* [DATA SUPPLIED]
<<<<
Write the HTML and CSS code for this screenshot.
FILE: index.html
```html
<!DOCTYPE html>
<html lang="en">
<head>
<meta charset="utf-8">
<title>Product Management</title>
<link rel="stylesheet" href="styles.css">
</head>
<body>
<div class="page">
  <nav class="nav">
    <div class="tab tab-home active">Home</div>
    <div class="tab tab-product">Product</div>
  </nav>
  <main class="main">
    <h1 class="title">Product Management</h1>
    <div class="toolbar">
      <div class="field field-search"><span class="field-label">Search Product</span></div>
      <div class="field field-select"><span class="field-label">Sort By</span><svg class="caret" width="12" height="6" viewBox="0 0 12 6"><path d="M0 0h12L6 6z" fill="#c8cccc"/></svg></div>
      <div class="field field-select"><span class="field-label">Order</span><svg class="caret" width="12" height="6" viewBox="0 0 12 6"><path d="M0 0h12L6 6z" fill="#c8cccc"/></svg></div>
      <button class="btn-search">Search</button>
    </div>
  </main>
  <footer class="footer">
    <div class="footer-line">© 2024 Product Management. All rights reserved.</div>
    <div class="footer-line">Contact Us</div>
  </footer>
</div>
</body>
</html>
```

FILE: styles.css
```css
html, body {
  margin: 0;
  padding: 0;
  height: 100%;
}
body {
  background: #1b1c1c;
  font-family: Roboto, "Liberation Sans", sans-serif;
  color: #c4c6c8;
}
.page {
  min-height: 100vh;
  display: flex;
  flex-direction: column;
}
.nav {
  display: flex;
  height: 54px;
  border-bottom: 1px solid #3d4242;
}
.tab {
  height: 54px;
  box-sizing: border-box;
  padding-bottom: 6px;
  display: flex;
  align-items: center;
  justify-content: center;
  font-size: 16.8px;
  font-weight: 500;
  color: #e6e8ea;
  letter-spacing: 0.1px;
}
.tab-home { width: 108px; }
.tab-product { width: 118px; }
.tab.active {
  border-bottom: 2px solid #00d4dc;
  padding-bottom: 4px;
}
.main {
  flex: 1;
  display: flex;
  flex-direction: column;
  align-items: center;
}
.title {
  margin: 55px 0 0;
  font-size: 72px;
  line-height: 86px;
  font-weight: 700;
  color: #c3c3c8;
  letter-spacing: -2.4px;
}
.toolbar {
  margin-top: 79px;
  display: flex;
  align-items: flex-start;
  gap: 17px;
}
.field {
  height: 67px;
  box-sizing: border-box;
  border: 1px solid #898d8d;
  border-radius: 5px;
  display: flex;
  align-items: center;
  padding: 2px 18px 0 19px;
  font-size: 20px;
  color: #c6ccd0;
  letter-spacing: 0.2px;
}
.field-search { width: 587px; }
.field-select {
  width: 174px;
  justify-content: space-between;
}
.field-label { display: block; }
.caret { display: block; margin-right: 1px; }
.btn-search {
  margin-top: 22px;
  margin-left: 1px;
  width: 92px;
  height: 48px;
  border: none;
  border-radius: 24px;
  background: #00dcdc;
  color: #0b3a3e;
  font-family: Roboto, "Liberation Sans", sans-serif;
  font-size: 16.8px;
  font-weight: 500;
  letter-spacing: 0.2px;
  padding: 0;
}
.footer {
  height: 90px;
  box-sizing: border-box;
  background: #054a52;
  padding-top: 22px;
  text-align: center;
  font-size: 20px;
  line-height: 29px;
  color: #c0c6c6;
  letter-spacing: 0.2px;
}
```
>>>>
<<<<
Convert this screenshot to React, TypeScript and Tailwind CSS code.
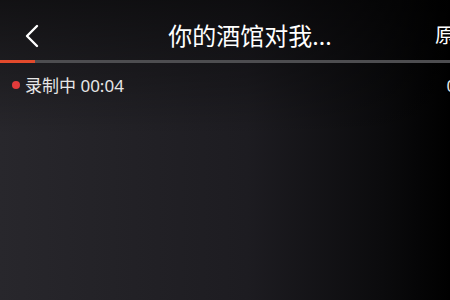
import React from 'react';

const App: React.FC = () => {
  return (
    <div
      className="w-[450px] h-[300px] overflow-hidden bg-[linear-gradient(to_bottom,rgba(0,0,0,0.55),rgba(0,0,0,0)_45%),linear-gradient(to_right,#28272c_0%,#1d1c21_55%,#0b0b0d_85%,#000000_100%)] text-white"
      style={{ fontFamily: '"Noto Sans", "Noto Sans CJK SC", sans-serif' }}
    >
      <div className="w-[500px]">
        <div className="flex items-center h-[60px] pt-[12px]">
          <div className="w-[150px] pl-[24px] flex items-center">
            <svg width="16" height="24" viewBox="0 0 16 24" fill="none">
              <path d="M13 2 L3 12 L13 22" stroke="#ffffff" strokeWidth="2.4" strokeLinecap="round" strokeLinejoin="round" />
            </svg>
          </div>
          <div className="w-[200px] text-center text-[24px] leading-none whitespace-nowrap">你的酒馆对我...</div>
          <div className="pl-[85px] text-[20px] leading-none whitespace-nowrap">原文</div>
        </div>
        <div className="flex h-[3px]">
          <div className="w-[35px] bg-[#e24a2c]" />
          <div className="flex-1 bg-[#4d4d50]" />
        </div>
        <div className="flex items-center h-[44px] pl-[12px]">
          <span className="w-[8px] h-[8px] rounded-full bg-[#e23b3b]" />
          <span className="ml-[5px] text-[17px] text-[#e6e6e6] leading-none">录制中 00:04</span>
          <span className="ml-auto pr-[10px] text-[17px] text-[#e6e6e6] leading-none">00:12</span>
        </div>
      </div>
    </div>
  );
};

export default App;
>>>>
Leave the pictures aside and restate exactly the lines from the one containing "Convert this screenshot" to the one containing "import React from 'react';", those two lines included.

Convert this screenshot to React, TypeScript and Tailwind CSS code.
import React from 'react';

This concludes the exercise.